What struck me about the discussion with George Takei, and my own discussions with Cherry Y. Tsutsumida was the calmness surrounding the discussions of this awful period of pure American racist policy. Both had moved on and become strong characters in their own right, and each contributing to our nation’s culture in wonderful ways, Cherry as a public health officer, and Takei as a prominent television actor.  Takei was just a little kid—he was interned between the ages of 5-9. Yet, here he is speaking with astrophysicist Tyson about the science of Star Trek and its impact on American life. Remarkable indeed.

Star Trek contributed not only some pretty fancy notions about future science developments, but its cast provided hope for a multicultural universe in our future.  We had Caucasian-Americans, Asian-Americans, African-Americans, Russians, Scots, aliens of several cultures, and both men and women in key roles. Racism, unlike on planet earth, seemed non-existent.  There were warring cultures, to be sure. Who could forget The Borg? Yet, there was even considerable hope for inter-species cooperation.

The science behind Start Trek ranged from the wholly plausible—personal communicators, doors that sprung open by themselves, fully humanized robots, microwave machines, laser weaponry, talking computer systems—to the not yet plausible – warp drives delivering multiple speed of light velocity, “beaming” people by disassembling and then reassembling their atomic structure in a different place and time. But the science was more fun than serious. It was the interaction among the staff and between that starship staff and other cultures that provided the most entertainment.

And remember, it was only a few years between the beginning of this show and our actual landing of men on the moon. Science was on the march. Could Mars and other planets be far behind? Indeed, could interstellar travel be far behind?

Well, it turns out that we humanoids preferred war to science—think Vietnam, and then our Middle East debacles (it would seem all enterprises in the Middle East are debacles by definition).  We do love our wars. So science has had to take a back seat to killing.


So, watching this program was an exercise in lost opportunities. We could have done so much to advance our knowledge of our universe. But we really do like killing better.

Tuesday, July 14, 2015

Hate as a Campaign Strategy

Hate seems to be taking hold in this land of ours. Apparently, it is now insufficient to simply disagree politically. We must hate one another. We must describe our competitors in the political arena as enemies of the land.  How has this happened? Has it always been thus?

It may be that my memory has become dimmed over the past 80 years.  I can remember vividly my first election—Eisenhower vs. Adlai Stevenson—the General who brought us victory against the intellectual Stevenson. Eisenhower won of course. How could he not? He had brought the war to a close successfully. And did he decry his opposing forces as the enemy? And did he, having won the office, decide to close down government, or privatize Social Security, or give huge tax breaks to his wealthiest donors? Well, no, instead he took the nation on an investment campaign to build a system of national interstate highways. He ran a civilized government.

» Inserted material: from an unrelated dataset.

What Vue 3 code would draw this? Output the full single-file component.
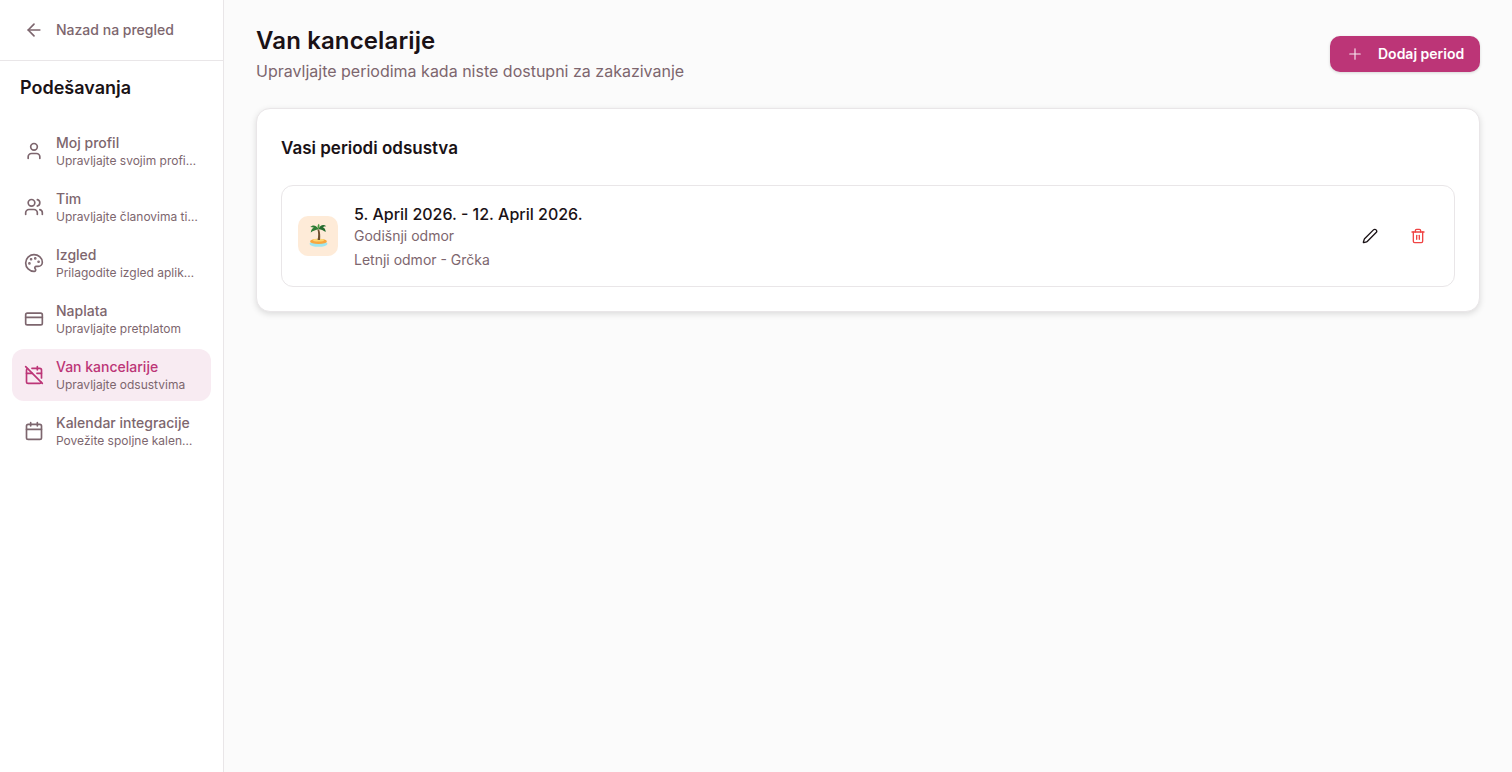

And Ike was followed by JFK. Remember him? “Ask not what your country can do for you. Ask what you can do for your country” And then we had the Peace Corps, that wonderful group of activist young people who went out to places around the globe to do good. And, they did good.

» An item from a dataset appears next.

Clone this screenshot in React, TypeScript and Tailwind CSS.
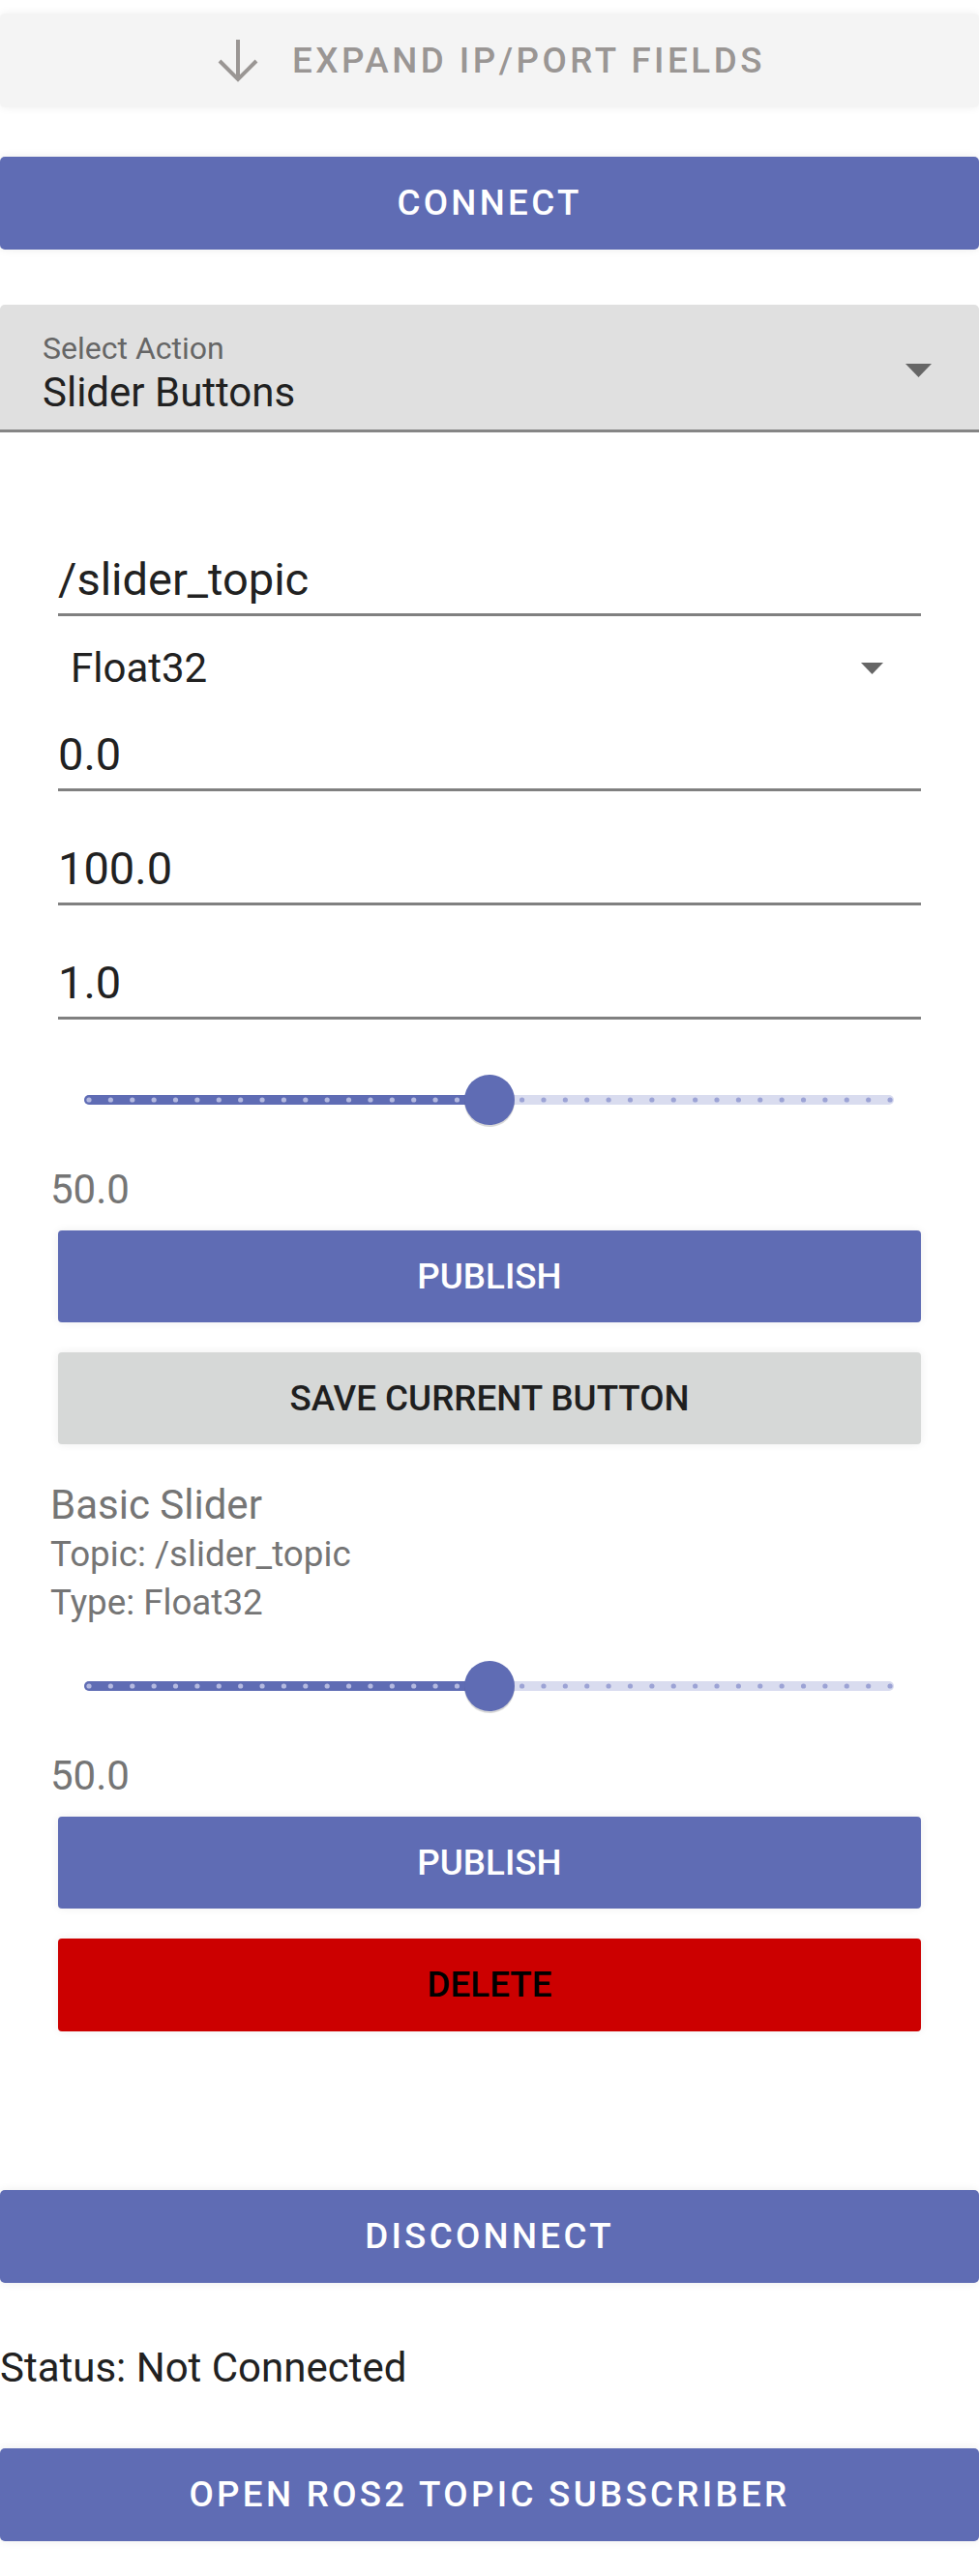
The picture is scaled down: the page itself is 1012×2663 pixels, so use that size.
const PRIMARY = '#5f6cb4';

function ArrowDownIcon() {
  return (
    <svg width={42} height={44} viewBox="0 0 42 44" fill="none" stroke="#9a9694" strokeWidth={4}>
      <path d="M21 0 V41" />
      <path d="M2 22 L21 41 L40 22" />
    </svg>
  );
}

function Slider() {
  const dots = Array.from({ length: 38 }, (_, i) => 92 + i * 22.38);
  return (
    <svg width={860} height={60} viewBox="80 0 860 60" className="block ml-[80px]">
      <rect x={87} y={25} width={837} height={10} rx={5} fill="#d9dcef" />
      <rect x={87} y={25} width={419} height={10} rx={5} fill={PRIMARY} />
      {dots.map((cx) => (
        <circle key={cx} cx={cx} cy={30} r={2.6} fill={cx < 506 ? '#b4b9e0' : '#9ca3d5'} />
      ))}
      <circle cx={506} cy={32} r={26} fill="#000" opacity={0.15} />
      <circle cx={506} cy={30} r={26} fill={PRIMARY} />
    </svg>
  );
}

function OuterButton({ label, className = '' }: { label: string; className?: string }) {
  return (
    <div
      className={`h-[96px] w-full rounded-[5px] bg-[#5f6cb4] flex items-center justify-center text-white text-[36.75px] font-medium tracking-[3.3px] shadow-[0_0_10px_rgba(0,0,0,0.08)] ${className}`}
    >
      {label}
    </div>
  );
}

function InnerButton({ label, bg, color, className = '' }: { label: string; bg: string; color: string; className?: string }) {
  return (
    <div
      className={`mx-[60px] h-[95px] rounded-[4px] flex items-center justify-center text-[36.75px] font-medium shadow-[0_0_10px_rgba(0,0,0,0.07)] ${className}`}
      style={{ backgroundColor: bg, color }}
    >
      {label}
    </div>
  );
}

function Field({ value, className = '' }: { value: string; className?: string }) {
  return (
    <div className={`mx-[60px] text-[47px] leading-[60px] pb-[5px] border-b-[3px] border-[#808080] text-[#212121] ${className}`}>
      {value}
    </div>
  );
}

export default function App() {
  return (
    <div className="w-[1012px] min-h-[2663px] bg-white font-['Roboto',sans-serif] pb-[36px]">
      <div className="mt-[14px] h-[97px] rounded-[5px] bg-[#f4f4f4] flex items-center justify-center gap-[35px] pl-[4px] shadow-[0_0_10px_rgba(0,0,0,0.07)]">
        <ArrowDownIcon />
        <span className="text-[36.75px] font-medium tracking-[3.5px] text-[#9a9694]">EXPAND IP/PORT FIELDS</span>
      </div>

      <OuterButton label="CONNECT" className="mt-[51px]" />

      <div className="mt-[57px] h-[132px] rounded-t-[5px] bg-[#e0e0e0] border-b-[3px] border-[#858585] pl-[44px] pr-[49px] flex items-start">
        <div className="flex-1 pt-[27px]">
          <div className="text-[32px] leading-[36px] text-[#666]">Select Action</div>
          <div className="mt-[3px] text-[42px] leading-[50px] text-[#212121]">Slider Buttons</div>
        </div>
        <svg width={27} height={14} viewBox="0 0 27 14" className="mt-[61px]">
          <path d="M0 0 H27 L13.5 14 Z" fill="#666" />
        </svg>
      </div>

      <Field value="/slider_topic" className="mt-[122px]" />

      <div className="mx-[60px] mt-[24px] h-[60px] pl-[13px] pr-[39px] flex items-center justify-between">
        <span className="text-[42px] leading-[60px] text-[#212121]">Float32</span>
        <svg width={23} height={12} viewBox="0 0 23 12">
          <path d="M0 0 H23 L11.5 12 Z" fill="#666" />
        </svg>
      </div>

      <Field value="0.0" className="mt-[29px]" />
      <Field value="100.0" className="mt-[50px]" />
      <Field value="1.0" className="mt-[50px]" />

      <div className="mt-[53px]">
        <Slider />
      </div>
      <div className="mt-[38px] ml-[52px] text-[42px] leading-[50px] text-[#757575]">50.0</div>

      <InnerButton label="PUBLISH" bg={PRIMARY} color="#fff" className="mt-[17px]" />
      <InnerButton label="SAVE CURRENT BUTTON" bg="#d6d8d7" color="#1f1f1f" className="mt-[31px]" />

      <div className="mt-[38px] ml-[52px] text-[#757575]">
        <div className="text-[42px] leading-[50px]">Basic Slider</div>
        <div className="text-[36.75px] leading-[50px] mt-[1px]">Topic: /slider_topic</div>
        <div className="text-[36.75px] leading-[50px]">Type: Float32</div>
      </div>

      <div className="mt-[31px]">
        <Slider />
      </div>
      <div className="mt-[38px] ml-[52px] text-[42px] leading-[50px] text-[#757575]">50.0</div>

      <InnerButton label="PUBLISH" bg={PRIMARY} color="#fff" className="mt-[17px]" />
      <InnerButton label="DELETE" bg="#cc0000" color="#000" className="mt-[31px] h-[96px]" />

      <OuterButton label="DISCONNECT" className="mt-[164px]" />

      <div className="mt-[63px] text-[42px] leading-[50px] text-[#212121]">Status: Not Connected</div>

      <OuterButton label="OPEN ROS2 TOPIC SUBSCRIBER" className="mt-[58px]" />
    </div>
  );
}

Zoom forward to 2015. The GOP candidates most closely resemble a train filled with clowns, but where the clowns are no longer funny, but instead folks who seem to hate everyone who is not inside their little train.
What do they hate?

Anyone who is less white and less radical than they are, which means especially, multiracial folks, Latino immigrants, LGBT folks, trade unionists, LibDems. Oddly, at least to me, they seem also to hate the middle class. They decry the public school system, which is heavily responsible for creating a middle class, and they appear not to understand that the middle class (the 47% who Mitt Romney despises) created the America we know and so love.

We are a nation of immigrants—my grandparents landed at Ellis island and petitioned for admission to this country. Yet, Donald Trump is applauded for saying that the Mexicans here are mostly rapists, murderers, and otherwise evil folks (he allowed as how at least some of them must be normal).  And The Donald was applauded by his minions.

The most amazing thing about all this is that real Americans listen to such hate talk and applaud. Now, The Donald may not get nominated, but he does represent a sizable number of core republicans—mostly white, older Americans who hate folks not like them. The recent "debate" over the confederate flag brought out perhaps the best and the worst of us, and the worst of us seem to represent the folks applauding The Donald.

So, instead of focusing on what we need to do to keep America the great nation it became way back when, the GOP has decided to focus on hating. Mainly, of course, they are focused on ramping up the hate-machine (see Fox News) so as to keep the body faithful in full hate mode. It isn't enough to disagree with Hillary, or Bernie, or Elizabeth. No, it is entirely necessary to hate them for what they represent—all those nasty little, hateful people who are ruining America (folks like you and me).


And it makes me think about republicans madly spinning in their graves for what their party has become.  Poor old Ike. He may never rest in peace again.